Problem to solve. Output the full listing below exactly, without the pictures.

--- Dataset extract ---

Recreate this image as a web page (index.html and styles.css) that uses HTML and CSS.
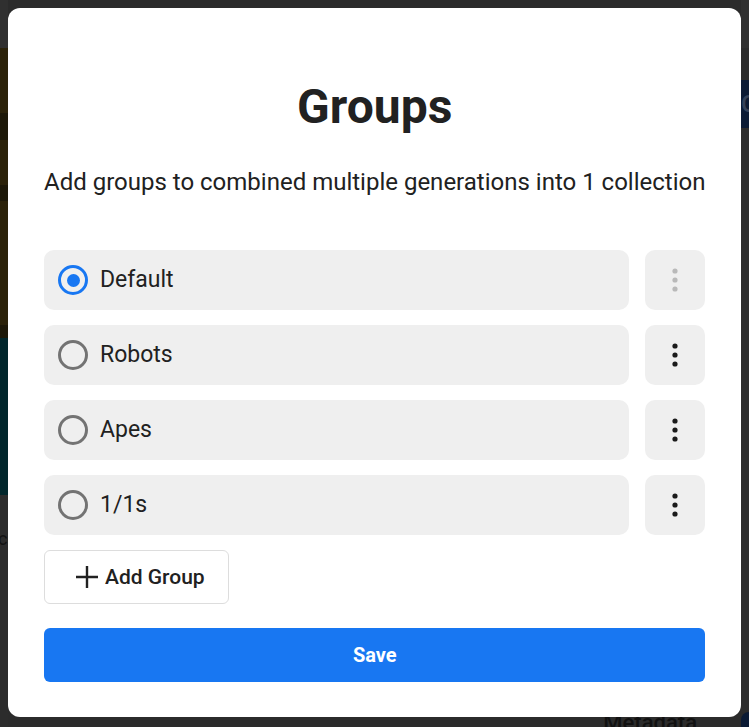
FILE: index.html
```html
<!DOCTYPE html>
<html lang="en">
<head>
<meta charset="utf-8">
<title>Groups</title>
<link rel="stylesheet" href="styles.css">
</head>
<body>
<div class="page">
  <aside class="page-left">
    <div class="seg seg-head"></div>
    <div class="seg olive h65"></div>
    <div class="seg olive-dark h27"></div>
    <div class="seg olive h45"></div>
    <div class="seg olive-dark h16"></div>
    <div class="seg olive h124"></div>
    <div class="seg olive-dark h13"></div>
    <div class="seg teal h157"></div>
    <div class="seg gray-rest"><span class="left-letter">co</span></div>
  </aside>
  <main class="page-main">
    <div class="page-foot">
      <span class="foot-label">Metadata</span>
    </div>
  </main>
  <aside class="page-right">
    <div class="seg seg-head"></div>
    <div class="seg h32"></div>
    <div class="seg navy h48"><span class="right-letter">G</span></div>
    <div class="seg gray-rest"></div>
    <div class="seg pill"></div>
  </aside>
</div>

<div class="overlay">
  <section class="modal">
    <h1 class="modal-title">Groups</h1>
    <p class="modal-sub">Add groups to combined multiple generations into 1 collection</p>

    <div class="group-list">
      <div class="group-row">
        <label class="group-item">
          <span class="radio radio-on"><span class="radio-dot"></span></span>
          <span class="group-name">Default</span>
        </label>
        <button class="more-btn more-disabled" aria-label="More">
          <svg width="6" height="24" viewBox="0 0 6 24"><circle cx="3" cy="3" r="2.6"/><circle cx="3" cy="12" r="2.6"/><circle cx="3" cy="21" r="2.6"/></svg>
        </button>
      </div>
      <div class="group-row">
        <label class="group-item">
          <span class="radio"></span>
          <span class="group-name">Robots</span>
        </label>
        <button class="more-btn" aria-label="More">
          <svg width="6" height="24" viewBox="0 0 6 24"><circle cx="3" cy="3" r="2.6"/><circle cx="3" cy="12" r="2.6"/><circle cx="3" cy="21" r="2.6"/></svg>
        </button>
      </div>
      <div class="group-row">
        <label class="group-item">
          <span class="radio"></span>
          <span class="group-name">Apes</span>
        </label>
        <button class="more-btn" aria-label="More">
          <svg width="6" height="24" viewBox="0 0 6 24"><circle cx="3" cy="3" r="2.6"/><circle cx="3" cy="12" r="2.6"/><circle cx="3" cy="21" r="2.6"/></svg>
        </button>
      </div>
      <div class="group-row">
        <label class="group-item">
          <span class="radio"></span>
          <span class="group-name">1/1s</span>
        </label>
        <button class="more-btn" aria-label="More">
          <svg width="6" height="24" viewBox="0 0 6 24"><circle cx="3" cy="3" r="2.6"/><circle cx="3" cy="12" r="2.6"/><circle cx="3" cy="21" r="2.6"/></svg>
        </button>
      </div>
      <div class="add-wrap">
        <button class="add-btn">
          <svg class="plus" width="22" height="22" viewBox="0 0 22 22"><path d="M11 0V22M0 11H22"/></svg>
          <span>Add Group</span>
        </button>
      </div>
    </div>

    <button class="save-btn">Save</button>
  </section>
</div>
</body>
</html>
```

FILE: styles.css
```css
* { box-sizing: border-box; }

html, body {
  margin: 0;
  height: 100%;
}

body {
  font-family: Roboto, "Noto Sans", "Liberation Sans", sans-serif;
  background: #2b2b2b;
  overflow: hidden;
}

/* underlying page, dimmed */
.page {
  display: grid;
  grid-template-columns: 8px 1fr 8px;
  height: 727px;
}

.page-left, .page-right {
  display: flex;
  flex-direction: column;
}

.seg { flex: none; }
.seg-head { height: 48px; background: #303030; }
.olive { background: #2b2209; }
.olive-dark { background: #1d1808; }
.teal { background: #01262b; }
.navy { background: #0b1b35; overflow: hidden; }
.gray-rest { flex: 1; background: #2c2c2c; }
.h13 { height: 13px; }
.h16 { height: 16px; }
.h27 { height: 27px; }
.h32 { height: 32px; }
.h45 { height: 45px; }
.h48 { height: 48px; }
.h65 { height: 65px; }
.h124 { height: 124px; }
.h157 { height: 157px; }

.left-letter {
  display: block;
  padding-top: 34px;
  font-size: 18px;
  line-height: 20px;
  color: #121212;
  margin-left: -2px;
}

.right-letter {
  display: block;
  font-size: 24px;
  line-height: 48px;
  color: #34425a;
  font-weight: 500;
}

.pill {
  height: 15px;
  background: #0b1b35;
  border-top-left-radius: 14px;
}

.page-main {
  display: flex;
  flex-direction: column;
  justify-content: flex-end;
}

.page-foot {
  display: flex;
  align-items: flex-start;
  justify-content: flex-end;
  height: 12px;
  padding-right: 44px;
  overflow: hidden;
}

.foot-label {
  font-size: 22px;
  line-height: 22px;
  font-weight: 500;
  color: #111111;
  margin-top: -3px;
}

/* modal */
.overlay {
  position: fixed;
  inset: 0;
  padding: 8px 8px 10px 8px;
  display: flex;
}

.modal {
  flex: 1;
  background: #ffffff;
  border-radius: 12px;
  padding: 0 36px 35px;
  display: flex;
  flex-direction: column;
  color: #212121;
}

.modal-title {
  margin: 71px 0 0;
  font-size: 48px;
  line-height: 56px;
  font-weight: 700;
  text-align: center;
  color: #212121;
}

.modal-sub {
  margin: 33px 0 0;
  font-size: 24px;
  line-height: 28px;
  text-align: center;
  color: #212121;
  white-space: nowrap;
}

.group-list {
  margin-top: 54px;
  display: flex;
  flex-direction: column;
  gap: 15px;
}

.group-row {
  display: grid;
  grid-template-columns: 1fr 60px;
  gap: 16px;
  height: 60px;
}

.group-item {
  display: flex;
  align-items: center;
  gap: 12px;
  padding-left: 14px;
  background: #efefef;
  border-radius: 10px;
  cursor: pointer;
}

.radio {
  width: 30px;
  height: 30px;
  border: 3px solid #737373;
  border-radius: 50%;
  display: flex;
  align-items: center;
  justify-content: center;
  flex: none;
}

.radio-on { border-color: #1877f2; }

.radio-dot {
  width: 13px;
  height: 13px;
  border-radius: 50%;
  background: #1877f2;
}

.group-name {
  font-size: 23px;
  line-height: 30px;
  color: #212121;
}

.more-btn {
  border: none;
  background: #efefef;
  border-radius: 10px;
  padding: 0;
  display: flex;
  align-items: center;
  justify-content: center;
  cursor: pointer;
}

.more-btn svg { fill: #1b1b1b; }
.more-disabled svg { fill: #b9b9b9; }

.add-wrap { display: flex; }

.add-btn {
  height: 54px;
  display: flex;
  align-items: center;
  gap: 7px;
  padding: 0 23px 0 31px;
  background: #ffffff;
  border: 1px solid #dddddd;
  border-radius: 6px;
  font-family: inherit;
  font-size: 21px;
  font-weight: 500;
  color: #212121;
  cursor: pointer;
}

.plus {
  stroke: #212121;
  stroke-width: 2.4;
  fill: none;
}

.save-btn {
  margin-top: 24px;
  height: 54px;
  border: none;
  border-radius: 6px;
  background: #1877f2;
  color: #ffffff;
  font-family: inherit;
  font-size: 20px;
  font-weight: 700;
  cursor: pointer;
}
```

---

Final answer.
Recreate this image as a web page (index.html and styles.css) that uses HTML and CSS.
FILE: index.html
```html
<!DOCTYPE html>
<html lang="en">
<head>
<meta charset="utf-8">
<title>Groups</title>
<link rel="stylesheet" href="styles.css">
</head>
<body>
<div class="page">
  <aside class="page-left">
    <div class="seg seg-head"></div>
    <div class="seg olive h65"></div>
    <div class="seg olive-dark h27"></div>
    <div class="seg olive h45"></div>
    <div class="seg olive-dark h16"></div>
    <div class="seg olive h124"></div>
    <div class="seg olive-dark h13"></div>
    <div class="seg teal h157"></div>
    <div class="seg gray-rest"><span class="left-letter">co</span></div>
  </aside>
  <main class="page-main">
    <div class="page-foot">
      <span class="foot-label">Metadata</span>
    </div>
  </main>
  <aside class="page-right">
    <div class="seg seg-head"></div>
    <div class="seg h32"></div>
    <div class="seg navy h48"><span class="right-letter">G</span></div>
    <div class="seg gray-rest"></div>
    <div class="seg pill"></div>
  </aside>
</div>

<div class="overlay">
  <section class="modal">
    <h1 class="modal-title">Groups</h1>
    <p class="modal-sub">Add groups to combined multiple generations into 1 collection</p>

    <div class="group-list">
      <div class="group-row">
        <label class="group-item">
          <span class="radio radio-on"><span class="radio-dot"></span></span>
          <span class="group-name">Default</span>
        </label>
        <button class="more-btn more-disabled" aria-label="More">
          <svg width="6" height="24" viewBox="0 0 6 24"><circle cx="3" cy="3" r="2.6"/><circle cx="3" cy="12" r="2.6"/><circle cx="3" cy="21" r="2.6"/></svg>
        </button>
      </div>
      <div class="group-row">
        <label class="group-item">
          <span class="radio"></span>
          <span class="group-name">Robots</span>
        </label>
        <button class="more-btn" aria-label="More">
          <svg width="6" height="24" viewBox="0 0 6 24"><circle cx="3" cy="3" r="2.6"/><circle cx="3" cy="12" r="2.6"/><circle cx="3" cy="21" r="2.6"/></svg>
        </button>
      </div>
      <div class="group-row">
        <label class="group-item">
          <span class="radio"></span>
          <span class="group-name">Apes</span>
        </label>
        <button class="more-btn" aria-label="More">
          <svg width="6" height="24" viewBox="0 0 6 24"><circle cx="3" cy="3" r="2.6"/><circle cx="3" cy="12" r="2.6"/><circle cx="3" cy="21" r="2.6"/></svg>
        </button>
      </div>
      <div class="group-row">
        <label class="group-item">
          <span class="radio"></span>
          <span class="group-name">1/1s</span>
        </label>
        <button class="more-btn" aria-label="More">
          <svg width="6" height="24" viewBox="0 0 6 24"><circle cx="3" cy="3" r="2.6"/><circle cx="3" cy="12" r="2.6"/><circle cx="3" cy="21" r="2.6"/></svg>
        </button>
      </div>
      <div class="add-wrap">
        <button class="add-btn">
          <svg class="plus" width="22" height="22" viewBox="0 0 22 22"><path d="M11 0V22M0 11H22"/></svg>
          <span>Add Group</span>
        </button>
      </div>
    </div>

    <button class="save-btn">Save</button>
  </section>
</div>
</body>
</html>
```

FILE: styles.css
```css
* { box-sizing: border-box; }

html, body {
  margin: 0;
  height: 100%;
}

body {
  font-family: Roboto, "Noto Sans", "Liberation Sans", sans-serif;
  background: #2b2b2b;
  overflow: hidden;
}

/* underlying page, dimmed */
.page {
  display: grid;
  grid-template-columns: 8px 1fr 8px;
  height: 727px;
}

.page-left, .page-right {
  display: flex;
  flex-direction: column;
}

.seg { flex: none; }
.seg-head { height: 48px; background: #303030; }
.olive { background: #2b2209; }
.olive-dark { background: #1d1808; }
.teal { background: #01262b; }
.navy { background: #0b1b35; overflow: hidden; }
.gray-rest { flex: 1; background: #2c2c2c; }
.h13 { height: 13px; }
.h16 { height: 16px; }
.h27 { height: 27px; }
.h32 { height: 32px; }
.h45 { height: 45px; }
.h48 { height: 48px; }
.h65 { height: 65px; }
.h124 { height: 124px; }
.h157 { height: 157px; }

.left-letter {
  display: block;
  padding-top: 34px;
  font-size: 18px;
  line-height: 20px;
  color: #121212;
  margin-left: -2px;
}

.right-letter {
  display: block;
  font-size: 24px;
  line-height: 48px;
  color: #34425a;
  font-weight: 500;
}

.pill {
  height: 15px;
  background: #0b1b35;
  border-top-left-radius: 14px;
}

.page-main {
  display: flex;
  flex-direction: column;
  justify-content: flex-end;
}

.page-foot {
  display: flex;
  align-items: flex-start;
  justify-content: flex-end;
  height: 12px;
  padding-right: 44px;
  overflow: hidden;
}

.foot-label {
  font-size: 22px;
  line-height: 22px;
  font-weight: 500;
  color: #111111;
  margin-top: -3px;
}

/* modal */
.overlay {
  position: fixed;
  inset: 0;
  padding: 8px 8px 10px 8px;
  display: flex;
}

.modal {
  flex: 1;
  background: #ffffff;
  border-radius: 12px;
  padding: 0 36px 35px;
  display: flex;
  flex-direction: column;
  color: #212121;
}

.modal-title {
  margin: 71px 0 0;
  font-size: 48px;
  line-height: 56px;
  font-weight: 700;
  text-align: center;
  color: #212121;
}

.modal-sub {
  margin: 33px 0 0;
  font-size: 24px;
  line-height: 28px;
  text-align: center;
  color: #212121;
  white-space: nowrap;
}

.group-list {
  margin-top: 54px;
  display: flex;
  flex-direction: column;
  gap: 15px;
}

.group-row {
  display: grid;
  grid-template-columns: 1fr 60px;
  gap: 16px;
  height: 60px;
}

.group-item {
  display: flex;
  align-items: center;
  gap: 12px;
  padding-left: 14px;
  background: #efefef;
  border-radius: 10px;
  cursor: pointer;
}

.radio {
  width: 30px;
  height: 30px;
  border: 3px solid #737373;
  border-radius: 50%;
  display: flex;
  align-items: center;
  justify-content: center;
  flex: none;
}

.radio-on { border-color: #1877f2; }

.radio-dot {
  width: 13px;
  height: 13px;
  border-radius: 50%;
  background: #1877f2;
}

.group-name {
  font-size: 23px;
  line-height: 30px;
  color: #212121;
}

.more-btn {
  border: none;
  background: #efefef;
  border-radius: 10px;
  padding: 0;
  display: flex;
  align-items: center;
  justify-content: center;
  cursor: pointer;
}

.more-btn svg { fill: #1b1b1b; }
.more-disabled svg { fill: #b9b9b9; }

.add-wrap { display: flex; }

.add-btn {
  height: 54px;
  display: flex;
  align-items: center;
  gap: 7px;
  padding: 0 23px 0 31px;
  background: #ffffff;
  border: 1px solid #dddddd;
  border-radius: 6px;
  font-family: inherit;
  font-size: 21px;
  font-weight: 500;
  color: #212121;
  cursor: pointer;
}

.plus {
  stroke: #212121;
  stroke-width: 2.4;
  fill: none;
}

.save-btn {
  margin-top: 24px;
  height: 54px;
  border: none;
  border-radius: 6px;
  background: #1877f2;
  color: #ffffff;
  font-family: inherit;
  font-size: 20px;
  font-weight: 700;
  cursor: pointer;
}
```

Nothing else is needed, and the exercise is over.